REQUEST. Below are some entries. Work out how many of their lines hold the word "code", and write that number alone.

TASK DATA.
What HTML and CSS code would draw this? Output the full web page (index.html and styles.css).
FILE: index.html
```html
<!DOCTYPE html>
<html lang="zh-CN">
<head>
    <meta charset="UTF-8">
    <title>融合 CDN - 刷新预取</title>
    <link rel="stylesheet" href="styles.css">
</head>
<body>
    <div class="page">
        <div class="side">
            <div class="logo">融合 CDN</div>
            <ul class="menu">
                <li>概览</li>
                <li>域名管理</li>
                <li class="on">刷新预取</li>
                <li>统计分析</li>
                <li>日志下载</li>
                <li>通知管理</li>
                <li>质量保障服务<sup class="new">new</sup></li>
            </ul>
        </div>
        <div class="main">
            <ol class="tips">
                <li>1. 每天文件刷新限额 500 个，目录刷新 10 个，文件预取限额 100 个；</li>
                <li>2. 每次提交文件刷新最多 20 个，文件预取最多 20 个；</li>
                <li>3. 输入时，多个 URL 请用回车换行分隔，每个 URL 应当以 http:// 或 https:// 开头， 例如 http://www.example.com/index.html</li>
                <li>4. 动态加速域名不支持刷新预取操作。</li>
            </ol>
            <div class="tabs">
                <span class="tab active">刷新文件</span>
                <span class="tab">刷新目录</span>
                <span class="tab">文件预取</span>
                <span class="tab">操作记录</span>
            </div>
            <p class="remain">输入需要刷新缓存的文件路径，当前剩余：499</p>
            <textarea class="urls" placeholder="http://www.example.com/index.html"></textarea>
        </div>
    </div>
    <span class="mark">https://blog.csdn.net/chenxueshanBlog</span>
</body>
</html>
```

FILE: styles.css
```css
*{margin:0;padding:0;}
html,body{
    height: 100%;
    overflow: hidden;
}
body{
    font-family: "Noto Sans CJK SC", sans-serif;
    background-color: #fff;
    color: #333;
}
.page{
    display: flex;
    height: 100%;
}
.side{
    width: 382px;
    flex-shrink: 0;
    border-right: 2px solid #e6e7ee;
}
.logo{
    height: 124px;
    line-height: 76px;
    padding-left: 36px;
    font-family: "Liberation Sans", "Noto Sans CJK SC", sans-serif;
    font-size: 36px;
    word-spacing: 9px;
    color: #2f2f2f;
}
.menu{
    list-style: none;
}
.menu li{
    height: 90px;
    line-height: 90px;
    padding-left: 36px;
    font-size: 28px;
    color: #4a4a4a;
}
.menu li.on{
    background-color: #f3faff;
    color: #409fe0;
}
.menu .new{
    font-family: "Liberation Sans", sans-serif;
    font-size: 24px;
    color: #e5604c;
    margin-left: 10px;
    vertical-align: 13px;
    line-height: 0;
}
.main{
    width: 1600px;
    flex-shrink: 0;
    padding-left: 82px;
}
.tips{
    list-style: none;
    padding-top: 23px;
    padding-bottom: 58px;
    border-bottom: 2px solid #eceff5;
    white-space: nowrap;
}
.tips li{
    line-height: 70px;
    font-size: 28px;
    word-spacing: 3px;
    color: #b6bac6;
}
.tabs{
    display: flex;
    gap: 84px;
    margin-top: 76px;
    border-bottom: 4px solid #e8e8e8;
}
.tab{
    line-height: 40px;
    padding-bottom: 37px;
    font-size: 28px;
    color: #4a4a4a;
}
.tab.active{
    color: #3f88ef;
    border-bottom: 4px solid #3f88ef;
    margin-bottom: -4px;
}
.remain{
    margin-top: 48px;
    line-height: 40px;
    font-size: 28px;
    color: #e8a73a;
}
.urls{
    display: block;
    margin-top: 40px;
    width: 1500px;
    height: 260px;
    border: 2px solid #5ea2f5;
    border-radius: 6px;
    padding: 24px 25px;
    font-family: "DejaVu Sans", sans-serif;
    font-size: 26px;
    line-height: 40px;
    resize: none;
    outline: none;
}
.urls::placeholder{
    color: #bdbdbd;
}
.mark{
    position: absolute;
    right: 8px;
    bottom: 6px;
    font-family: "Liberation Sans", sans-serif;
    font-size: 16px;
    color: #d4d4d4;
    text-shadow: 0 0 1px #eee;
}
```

==

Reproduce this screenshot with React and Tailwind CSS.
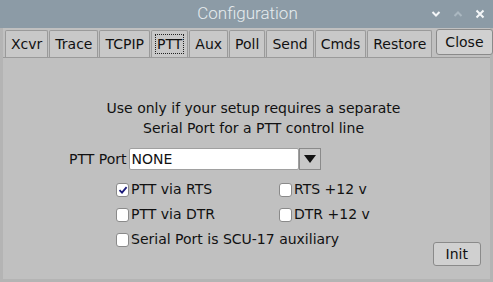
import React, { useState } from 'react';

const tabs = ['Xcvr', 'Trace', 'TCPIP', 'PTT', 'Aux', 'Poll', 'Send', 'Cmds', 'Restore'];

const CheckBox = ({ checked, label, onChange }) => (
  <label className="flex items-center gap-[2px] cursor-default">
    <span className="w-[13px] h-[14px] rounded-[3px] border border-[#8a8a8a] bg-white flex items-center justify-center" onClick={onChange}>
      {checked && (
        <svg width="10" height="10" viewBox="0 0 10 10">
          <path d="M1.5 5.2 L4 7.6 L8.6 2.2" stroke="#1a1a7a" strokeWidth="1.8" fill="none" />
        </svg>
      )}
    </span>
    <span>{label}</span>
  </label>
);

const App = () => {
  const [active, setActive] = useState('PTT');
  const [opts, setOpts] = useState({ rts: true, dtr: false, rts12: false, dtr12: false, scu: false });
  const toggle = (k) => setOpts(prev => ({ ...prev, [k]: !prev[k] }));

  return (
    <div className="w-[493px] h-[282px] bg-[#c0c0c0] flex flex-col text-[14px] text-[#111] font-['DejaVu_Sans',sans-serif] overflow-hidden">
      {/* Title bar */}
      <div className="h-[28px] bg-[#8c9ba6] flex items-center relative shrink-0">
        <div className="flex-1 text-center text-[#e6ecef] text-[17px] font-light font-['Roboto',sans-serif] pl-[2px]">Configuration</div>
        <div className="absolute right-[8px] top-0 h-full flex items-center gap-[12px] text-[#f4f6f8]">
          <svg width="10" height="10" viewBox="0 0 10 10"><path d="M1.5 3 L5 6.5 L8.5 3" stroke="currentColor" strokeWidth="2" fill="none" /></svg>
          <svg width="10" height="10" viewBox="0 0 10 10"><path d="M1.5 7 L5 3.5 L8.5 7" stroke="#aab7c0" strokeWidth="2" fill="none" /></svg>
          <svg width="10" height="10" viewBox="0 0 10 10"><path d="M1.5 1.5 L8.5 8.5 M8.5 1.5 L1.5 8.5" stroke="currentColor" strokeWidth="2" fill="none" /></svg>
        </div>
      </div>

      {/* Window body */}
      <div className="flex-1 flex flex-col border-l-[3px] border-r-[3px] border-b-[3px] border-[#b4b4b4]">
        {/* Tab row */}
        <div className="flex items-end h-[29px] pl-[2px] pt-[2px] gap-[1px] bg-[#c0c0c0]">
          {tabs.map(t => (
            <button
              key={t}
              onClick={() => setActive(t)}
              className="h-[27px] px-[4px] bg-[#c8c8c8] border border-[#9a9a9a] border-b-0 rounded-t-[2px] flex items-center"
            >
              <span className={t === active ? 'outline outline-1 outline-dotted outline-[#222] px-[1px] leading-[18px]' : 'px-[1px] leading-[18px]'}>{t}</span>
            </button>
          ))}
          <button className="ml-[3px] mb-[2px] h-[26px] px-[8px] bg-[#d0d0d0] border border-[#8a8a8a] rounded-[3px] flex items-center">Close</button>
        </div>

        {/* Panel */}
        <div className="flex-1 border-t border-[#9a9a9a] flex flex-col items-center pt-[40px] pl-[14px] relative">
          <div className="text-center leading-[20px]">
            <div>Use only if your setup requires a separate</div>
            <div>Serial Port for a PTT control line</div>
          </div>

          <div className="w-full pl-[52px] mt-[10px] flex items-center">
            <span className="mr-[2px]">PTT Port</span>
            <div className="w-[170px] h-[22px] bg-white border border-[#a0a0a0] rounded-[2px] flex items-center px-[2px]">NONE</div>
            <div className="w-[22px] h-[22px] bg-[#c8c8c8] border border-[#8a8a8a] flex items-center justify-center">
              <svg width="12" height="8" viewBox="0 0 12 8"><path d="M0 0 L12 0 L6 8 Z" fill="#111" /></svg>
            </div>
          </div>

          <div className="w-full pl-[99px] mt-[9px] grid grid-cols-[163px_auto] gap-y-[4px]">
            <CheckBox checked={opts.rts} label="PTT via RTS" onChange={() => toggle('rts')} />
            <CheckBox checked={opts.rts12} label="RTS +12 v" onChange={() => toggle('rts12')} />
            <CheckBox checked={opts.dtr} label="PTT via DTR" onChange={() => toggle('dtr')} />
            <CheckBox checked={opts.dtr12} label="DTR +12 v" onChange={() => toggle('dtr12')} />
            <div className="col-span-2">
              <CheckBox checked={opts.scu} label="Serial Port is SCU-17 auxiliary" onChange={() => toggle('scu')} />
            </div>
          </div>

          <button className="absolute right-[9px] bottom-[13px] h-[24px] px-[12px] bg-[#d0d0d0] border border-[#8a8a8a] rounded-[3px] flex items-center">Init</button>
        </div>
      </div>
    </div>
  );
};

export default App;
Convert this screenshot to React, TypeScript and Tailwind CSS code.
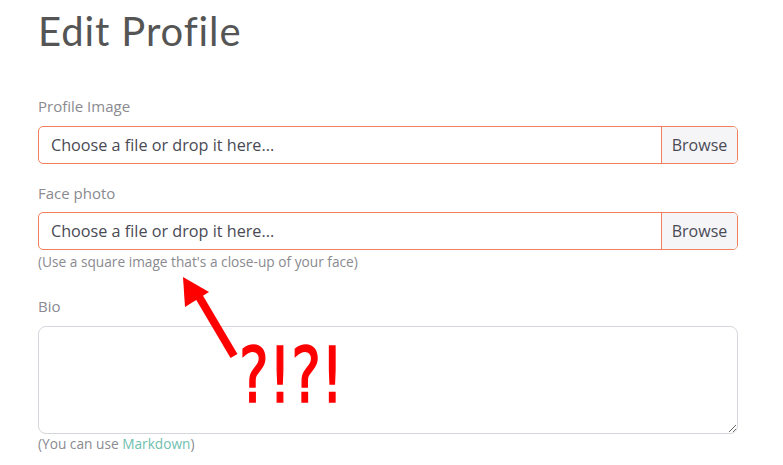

---

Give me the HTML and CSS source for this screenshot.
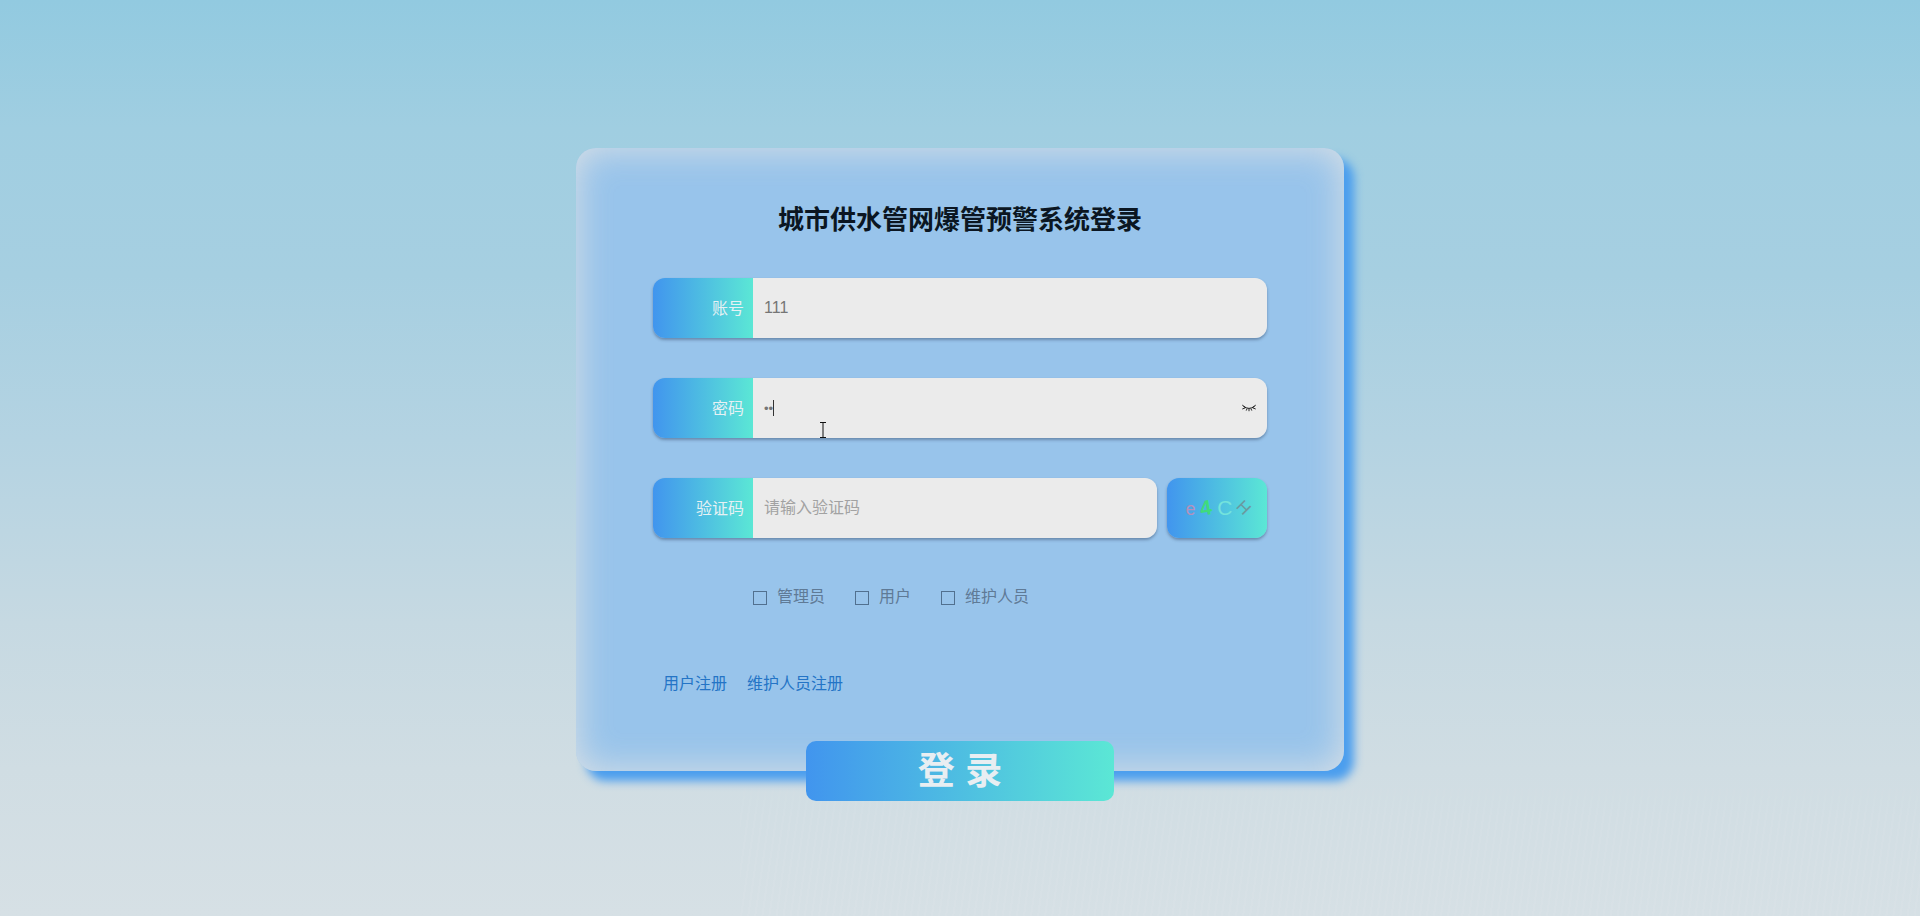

OUTPUT. 2